What youll be doing:
- Design, build, and maintain robust data ingestion pipelines to collect data from diverse sources such as APIs, streaming sources (e.g., Kafka, Event Hubs), relational databases (via JDBC), and cloud storage.
- Heavily utilize Databricks Auto Loader and COPY INTO for the efficient, incremental, and scalable ingestion of files into Delta Lake.
- Develop and manage Databricks Structured Streaming jobs to process near-real-time data feeds.
- Ensure the reliability, integrity, and freshness of the Bronze layer in our Medallion Architecture, which serves as the single source of truth for all raw data.
- Perform initial data cleansing, validation, and structuring to prepare data for further transformation in the Silver layer.
- Monitor, troubleshoot, and optimize ingestion pipelines for performance, cost, and stability.
- Develop Python scripts and applications to automate data extraction and integration processes.
- Work closely with platform architects and other data engineers to implement best practices for data ingestion and management.
- Document data sources, ingestion patterns, and pipeline configurations.
- Conform to agile development practices, including version control (Git), CI/CD, and automated testing.
What youll need:
- Education: Minimum of a Bachelors degree in Computer Science, Engineering, Mathematics, or a related technical field preferred.
- Experience: 4-6+ years of relevant experience in data engineering, with a strong focus on data ingestion and integration.
-
Engineers Core Skills:
- Databricks Platform Expertise:
- Data Ingestion Mastery: Deep, practical experience with Databricks Auto Loader, COPY INTO, and Structured Streaming.
- Apache Spark: Strong hands-on experience with Spark architecture, writing and optimizing PySpark and Spark SQL jobs for ingestion and basic transformation.
- Delta Lake: Solid understanding of Delta Lake for creating reliable landing zones for raw data. Proficient in writing data to Delta tables and understanding its core concepts like ACID transactions and schema enforcement.
- Core Engineering & Cloud Skills:
- Programming: 4+ years of strong, hands-on experience in Python, with an emphasis on PySpark and libraries for API interaction (e.g., requests).
- SQL: 4+ years of strong SQL experience for data validation and querying.
- Cloud Platforms: 3+ years working with a major cloud provider (Azure, AWS, or GCP), with specific knowledge of cloud storage (ADLS Gen2, S3), security, and messaging/streaming services.

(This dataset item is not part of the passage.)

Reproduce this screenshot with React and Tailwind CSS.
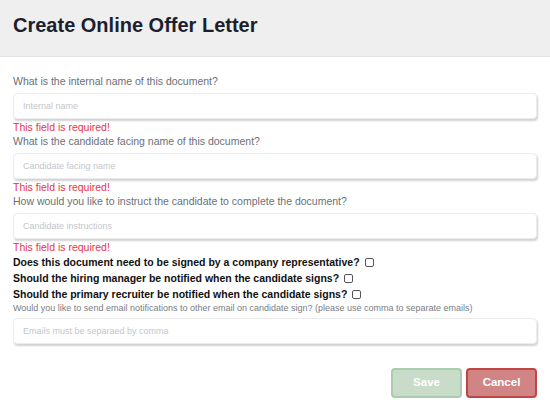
import React from "react";

const inputCls =
  "w-full h-[26px] px-[9px] rounded-[4px] bg-white border border-[#ececec] shadow-[1px_2px_2px_rgba(0,0,0,0.18)] text-[9px] placeholder:text-[#c4c6ca] outline-none";

const Field = ({ label, placeholder }) => (
  <div className="flex flex-col">
    <label className="text-[10.5px] leading-[14px] text-[#6b6f76] mb-[5px]">{label}</label>
    <input type="text" placeholder={placeholder} className={inputCls} />
    <span className="text-[10.5px] leading-[14px] text-[#e8334a] mt-[1px]">This field is required!</span>
  </div>
);

const Check = ({ label }) => (
  <div className="flex items-center gap-[5px] text-[10.5px] leading-[16px] font-bold text-[#111]">
    {label}
    <span className="inline-block w-[9px] h-[9px] border border-[#555] rounded-[2px] bg-white" />
  </div>
);

const App = () => {
  return (
    <div className="w-[550px] h-[413px] bg-white font-['Liberation_Sans',Arial,sans-serif]">
      <div className="h-[57px] bg-[#efefef] border-b border-[#e2e2e2] flex items-center px-[13px]">
        <h1 className="text-[20px] font-bold text-[#1b1f2e] -mt-[7px]">Create Online Offer Letter</h1>
      </div>
      <div className="px-[13px] pt-[17px] flex flex-col">
        <Field label="What is the internal name of this document?" placeholder="Internal name" />
        <Field label="What is the candidate facing name of this document?" placeholder="Candidate facing name" />
        <Field label="How would you like to instruct the candidate to complete the document?" placeholder="Candidate instructions" />
        <Check label="Does this document need to be signed by a company representative?" />
        <Check label="Should the hiring manager be notified when the candidate signs?" />
        <Check label="Should the primary recruiter be notified when the candidate signs?" />
        <span className="text-[9px] leading-[12px] text-[#7a7d82] mb-[4px]">
          Would you like to send email notifications to other email on candidate sign? (please use comma to separate emails)
        </span>
        <input type="text" placeholder="Emails must be separaed by comma" className={inputCls} />
        <div className="flex justify-end gap-[4px] mt-[24px]">
          <button className="w-[71px] h-[30px] rounded-[4px] bg-[#c8dcc9] border-2 border-[#a9ceab] text-white text-[11.5px] font-bold">
            Save
          </button>
          <button className="w-[71px] h-[30px] rounded-[4px] bg-[#d08584] border-2 border-[#c24545] text-white text-[11.5px] font-bold">
            Cancel
          </button>
        </div>
      </div>
    </div>
  );
};

export default App;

- Diverse Data Sources: Proven experience ingesting data from a variety of sources (e.g., REST APIs, SFTP, relational databases, message queues).
- CI/CD & DevOps: Experience with version control (Git) and CI/CD pipelines (e.g., GitHub Actions, Azure DevOps) for automating deployments.
- Data Modeling: Familiarity with data modeling concepts (e.g., star schema) to understand the downstream use of the data you are ingesting.
-
Tools & Technologies:
- Primary Data Platform: Databricks
- Cloud Platforms: Azure (Preferred), GCP, AWS
- Data Warehouses (Integration): Snowflake, Google BigQuery
- Orchestration: Databricks Workflows
- Version Control: Git/GitHub or similar repositories
- Infrastructure as Code (Bonus): Terraform